国内自動車産業の成熟に伴い自動車・製品メーカーとの関わりも親密に
――どのようにモビリティ分野の事業が拡大したのでしょうか。
平澤 1980年後半からトヨタさんのレクサス・ブランドを中心に展開し、それらを契機に多くの自動車メーカーと取り引きして頂けるようになりました。ホンダさん、マツダさんなどの多くの自動車メーカーのクルマに本革素材を採用して頂きました。
それから、今はもう企業名が変わっているのですが、カナダのシュクラ社、ドイツのWET社などからも、多様な製品を取り扱うようになりました。
例えば、シュクラ社で言えばランバーサポート製品があります。これについては人間工学的な理論で作られており、3点支持で体を支え、運転中に疲労軽減や集中力が散漫になる事を防止する製品です。
構造的には、シートの背中部分に入っている黒子的な製品であり、今は大半が電動で作動します。オンにすると樹脂板が前にせり出してきて腰を支えてくれます。
実は米国や欧州では、このランバーサポート装備が付いているのか、付いていないのか。また機能が良いのか、悪いのかが、車種選択時の重要な購入基準になります。広域なエリアを走る場合、クルマを5時間、6時間と運転する際を考えるとその大事さが分かります。
もうひとつのWET社はシートヒーターの製造会社で、ここからはシートを温める製品を取り扱っています。結果、当初の本革関連の製品提供を皮切りに、ランバーサポート、シートヒーターなど販売対象の拡大は1990年代から始まっています。
――製品は、直接、自動車メーカーに納入するのでしょうか、それとも部品メーカーに供給するのでしょうか。
平澤 当初は、自動車メーカーに直接に提案し、評価を経て、採用を決めて頂く事も多かった傾向です。もしくは採用自体は早々に決まったものの、細かなスペック変更やデザイン変更では、我々ならではの知見を活かすというケースもあります。

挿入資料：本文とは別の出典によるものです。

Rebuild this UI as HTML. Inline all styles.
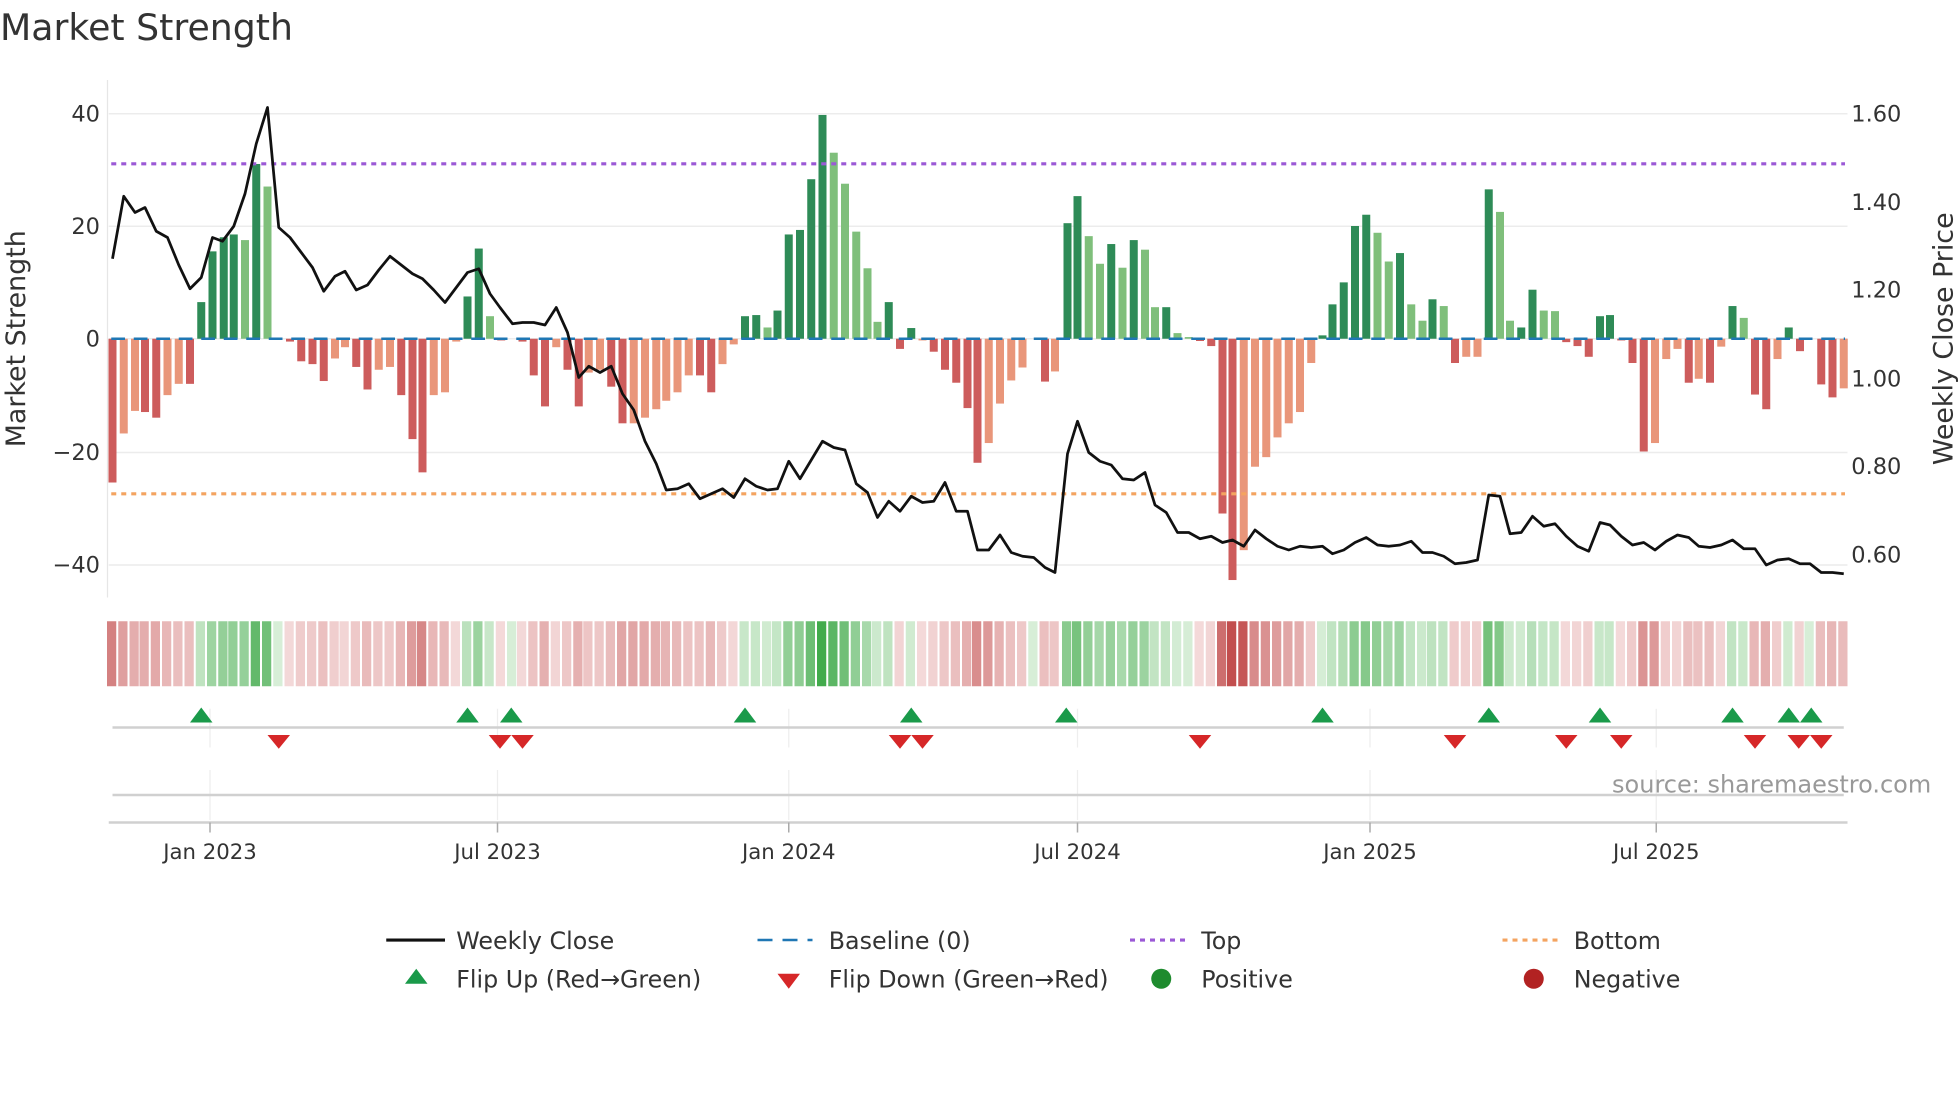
<!DOCTYPE html>
<html><head><meta charset="utf-8">
<style>
html,body{margin:0;padding:0;background:#fff;}
svg{display:block;font-family:"DejaVu Sans","Liberation Sans",sans-serif;}
</style></head>
<body>
<svg id="c" width="1960" height="1102" viewBox="0 0 1568 881.6" xmlns="http://www.w3.org/2000/svg">
<rect width="1568" height="882" fill="#fff"/>
<text x="0" y="32" font-size="29" fill="#333">Market Strength</text>
<g stroke="#ececec" stroke-width="1.2">
<line x1="87" y1="91" x2="1478" y2="91"/>
<line x1="87" y1="181" x2="1478" y2="181"/>
<line x1="87" y1="271" x2="1478" y2="271"/>
<line x1="87" y1="362" x2="1478" y2="362"/>
<line x1="87" y1="452" x2="1478" y2="452"/>
</g>
<line x1="86" y1="64" x2="86" y2="478" stroke="#e6e6e6" stroke-width="1"/>
<g font-size="18" fill="#333" text-anchor="end">
<text x="80" y="97">40</text><text x="80" y="187">20</text><text x="80" y="277">0</text>
<text x="80" y="368">−20</text><text x="80" y="458">−40</text>
</g>
<g font-size="18" fill="#333">
<text x="1481" y="97">1.60</text><text x="1481" y="168">1.40</text><text x="1481" y="238">1.20</text>
<text x="1481" y="309">1.00</text><text x="1481" y="379">0.80</text><text x="1481" y="450">0.60</text>
</g>
<text transform="translate(20,271) rotate(-90)" font-size="21.5" fill="#333" text-anchor="middle">Market Strength</text>
<text transform="translate(1562,271) rotate(-90)" font-size="21.5" fill="#333" text-anchor="middle">Weekly Close Price</text>
<g id="bars"></g>
<line x1="89" y1="271" x2="1476" y2="271" stroke="#1f77b4" stroke-width="2" stroke-dasharray="11,7"/>
<line x1="89" y1="131" x2="1476" y2="131" stroke="#9b59d6" stroke-width="2.5" stroke-dasharray="4,4"/>
<line x1="89" y1="395" x2="1476" y2="395" stroke="#f4a460" stroke-width="2.5" stroke-dasharray="4,4"/>
<polyline id="price" fill="none" stroke="#111" stroke-width="2.2" stroke-linejoin="round"/>
<g id="heat"></g>
<g stroke="#eeeeee" stroke-width="1">
<line x1="168" y1="567" x2="168" y2="598"/><line x1="398" y1="567" x2="398" y2="598"/><line x1="631" y1="567" x2="631" y2="598"/><line x1="862" y1="567" x2="862" y2="598"/><line x1="1096" y1="567" x2="1096" y2="598"/><line x1="1325" y1="567" x2="1325" y2="598"/>
<line x1="168" y1="616" x2="168" y2="656"/><line x1="398" y1="616" x2="398" y2="656"/><line x1="631" y1="616" x2="631" y2="656"/><line x1="862" y1="616" x2="862" y2="656"/><line x1="1096" y1="616" x2="1096" y2="656"/><line x1="1325" y1="616" x2="1325" y2="656"/>
</g>
<line x1="90" y1="582" x2="1475" y2="582" stroke="#d0d0d0" stroke-width="2"/>
<line x1="90" y1="636" x2="1475" y2="636" stroke="#d0d0d0" stroke-width="2"/>
<line x1="87" y1="658" x2="1478" y2="658" stroke="#d0d0d0" stroke-width="2"/>
<g stroke="#aaa" stroke-width="1.2">
<line x1="168" y1="658" x2="168" y2="666"/><line x1="398" y1="658" x2="398" y2="666"/><line x1="631" y1="658" x2="631" y2="666"/><line x1="862" y1="658" x2="862" y2="666"/><line x1="1096" y1="658" x2="1096" y2="666"/><line x1="1325" y1="658" x2="1325" y2="666"/>
</g>
<g id="marks"></g>
<text x="1545" y="634" font-size="19.2" fill="#999" text-anchor="end">source: sharemaestro.com</text>
<g font-size="17" fill="#333" text-anchor="middle">
<text x="168" y="687">Jan 2023</text><text x="398" y="687">Jul 2023</text><text x="631" y="687">Jan 2024</text>
<text x="862" y="687">Jul 2024</text><text x="1096" y="687">Jan 2025</text><text x="1325" y="687">Jul 2025</text>
</g>
<line x1="309" y1="752" x2="356" y2="752" stroke="#111" stroke-width="2.5"/>
<line x1="606" y1="752" x2="650" y2="752" stroke="#1f77b4" stroke-width="2" stroke-dasharray="12,8"/>
<line x1="904" y1="752" x2="948" y2="752" stroke="#9b59d6" stroke-width="2.5" stroke-dasharray="4,4"/>
<line x1="1202" y1="752" x2="1248" y2="752" stroke="#f4a460" stroke-width="2.5" stroke-dasharray="4,4"/>
<polygon points="324,787 342,787 333,775" fill="#1a9a4a"/>
<polygon points="622,779 640,779 631,791" fill="#d62728"/>
<circle cx="929" cy="783" r="8" fill="#1e8b2e"/>
<circle cx="1227" cy="783" r="8" fill="#b22222"/>
<g font-size="19" fill="#333">
<text x="365" y="759">Weekly Close</text><text x="663" y="759">Baseline (0)</text><text x="961" y="759">Top</text><text x="1259" y="759">Bottom</text>
<text x="365" y="790">Flip Up (Red→Green)</text><text x="663" y="790">Flip Down (Green→Red)</text><text x="961" y="790">Positive</text><text x="1259" y="790">Negative</text>
</g>
</svg>
<script>
var B="90 -25.5D,99 -16.8L,108 -12.8L,116 -13D,125 -14D,134 -10L,143 -8L,152 -8D,161 6.5D,170 15.5D,179 18D,187 18.5D,196 17.5L,205 31D,214 27L,223 0L,232 -0.5D,241 -4D,250 -4.5D,259 -7.5D,268 -3.5L,276 -1.5L,285 -5D,294 -9D,303 -5.5L,312 -5L,321 -10D,330 -17.8D,338 -23.7D,347 -10L,356 -9.5L,365 -0.5L,374 7.5D,383 16D,392 4L,401 -0.3D,410 0L,418 -0.5D,427 -6.5D,436 -12D,445 -1.5L,454 -5.5D,463 -12D,471 -6L,480 -5.5L,489 -8.5D,498 -15D,507 -15L,516 -14L,525 -12.5L,533 -11L,542 -9.5L,551 -6.5L,560 -6.5D,569 -9.5D,578 -4.5L,587 -1L,596 4D,605 4.2D,614 2L,622 5D,631 18.5D,640 19.3D,649 28.3D,658 39.7D,667 33L,676 27.5L,685 19L,694 12.5L,702 3L,711 6.5D,720 -1.8D,729 1.9D,738 -0.3L,747 -2.3D,756 -5.5D,765 -7.8D,774 -12.3D,782 -22D,791 -18.5L,800 -11.5L,809 -7.4L,818 -5.1L,827 0L,836 -7.6D,844 -5.8L,854 20.5D,862 25.3D,871 18.2L,880 13.3L,889 16.8D,898 12.6L,907 17.5D,916 15.8L,924 5.6L,933 5.6D,942 1L,951 0.3L,960 -0.4D,969 -1.3D,978 -31D,986 -42.8D,995 -37.5L,1004 -22.7L,1013 -21L,1022 -17.5L,1031 -15L,1040 -13L,1049 -4.3L,1058 0.6D,1066 6.1D,1075 10D,1084 20D,1093 22D,1102 18.8L,1111 13.7L,1120 15.2D,1129 6.1L,1138 3.2L,1146 7D,1155 5.8L,1164 -4.3D,1173 -3.2L,1182 -3.2L,1191 26.5D,1200 22.5L,1208 3.2L,1217 2D,1226 8.7D,1235 5L,1244 4.9L,1253 -0.6D,1262 -1.3D,1271 -3.2D,1280 4D,1288 4.2D,1297 -0.3D,1306 -4.3D,1315 -20D,1324 -18.5L,1333 -3.6L,1342 -1.8L,1351 -7.8D,1359 -7.1L,1368 -7.8D,1377 -1.4L,1386 5.8D,1395 3.7L,1404 -9.9D,1413 -12.5D,1422 -3.6L,1431 2D,1440 -2.2D,1448 0L,1457 -8.1D,1466 -10.4D,1475 -8.8L";
var NS="http://www.w3.org/2000/svg";
function el(t,a,p){var e=document.createElementNS(NS,t);for(var k in a)e.setAttribute(k,a[k]);p.appendChild(e);return e;}
var bars=document.getElementById('bars'),heat=document.getElementById('heat');
B.split(',').forEach(function(s){
 var p=s.split(' ');var x=+p[0];var dk=p[1].slice(-1)=='D';var v=parseFloat(p[1]);
 var y0=271,y1=271-v*4.51;
 var col=v>=0?(dk?'#2e8b57':'#7fbf7b'):(dk?'#cd5c5c':'#e9967a');
 if(Math.abs(v)>0.05) el('rect',{x:x-3.2,y:Math.min(y0,y1),width:6.4,height:Math.abs(y1-y0),fill:col},bars);
 var a=Math.min(Math.abs(v)/40,1);
 var c;
 if(v>=0){var r=Math.round(215-a*150),g=Math.round(238-a*68),b=Math.round(215-a*140);c='rgb('+r+','+g+','+b+')';}
 else{var r=Math.round(244-a*50),g=Math.round(218-a*140),b=Math.round(218-a*140);c='rgb('+r+','+g+','+b+')';}
 el('rect',{x:x-4.4,y:497,width:7.4,height:52,fill:c},heat);
});
var P="90,207 99,157 108,170 116,166 125,185 134,190 143,212 152,231 161,222 170,190 178,193 187,181 196,155 205,115 214,86 223,182 232,190 241,202 250,214 259,233 268,221 276,217 285,232 294,228 303,216 312,205 321,212 330,219 338,223 347,232 356,242 365,230 374,218 383,215 392,235 400,246 410,259 418,258 427,258 436,260 445,246 454,266 463,302 471,293 480,298 489,293 498,315 507,328 516,353 525,371 533,392 542,391 551,387 560,399 569,395 578,391 587,398 596,383 605,389 614,392 622,391 631,369 640,383 649,368 658,353 667,358 676,360 685,387 694,394 702,414 711,401 720,409 729,397 738,402 747,401 756,386 765,409 774,409 782,440 791,440 800,428 809,442 818,445 827,446 836,454 844,458 854,363 862,337 871,362 880,369 889,372 898,383 907,384 916,378 924,404 933,410 942,426 951,426 960,431 969,429 978,434 986,432 995,437 1004,424 1013,431 1022,437 1031,440 1040,437 1049,438 1058,437 1066,443 1075,440 1084,434 1093,430 1102,436 1111,437 1120,436 1129,433 1138,442 1146,442 1155,445 1164,451 1173,450 1182,448 1191,396 1200,397 1208,427 1217,426 1226,413 1235,421 1244,419 1253,429 1262,437 1271,441 1280,418 1288,420 1297,429 1306,436 1315,434 1324,440 1333,433 1342,428 1351,430 1359,437 1368,438 1377,436 1386,432 1395,439 1404,439 1413,452 1422,448 1431,447 1440,451 1448,451 1457,458 1466,458 1475,459";
document.getElementById('price').setAttribute('points',P);
var m=document.getElementById('marks');
[161,374,409,596,729,853,1058,1191,1280,1386,1431,1449].forEach(function(x){el('polygon',{points:(x-9)+',578 '+(x+9)+',578 '+x+',566',fill:'#1a9a4a'},m);});
[223,400,418,720,738,960,1164,1253,1297,1404,1439,1457].forEach(function(x){el('polygon',{points:(x-9)+',588 '+(x+9)+',588 '+x+',599',fill:'#d62728'},m);});
</script>
</body></html>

特に本革素材に関しては、お客様がクルマをお使い頂く際、最初に触り、目に入る重要な部分という事から、触感、色、デザインも含めて現在も自動車メーカーから直接、ご指示頂くケースは多いです。対してランバーサポートやシートヒーターなどについては、現在はシートメーカーに納入させて頂くケースが大半です。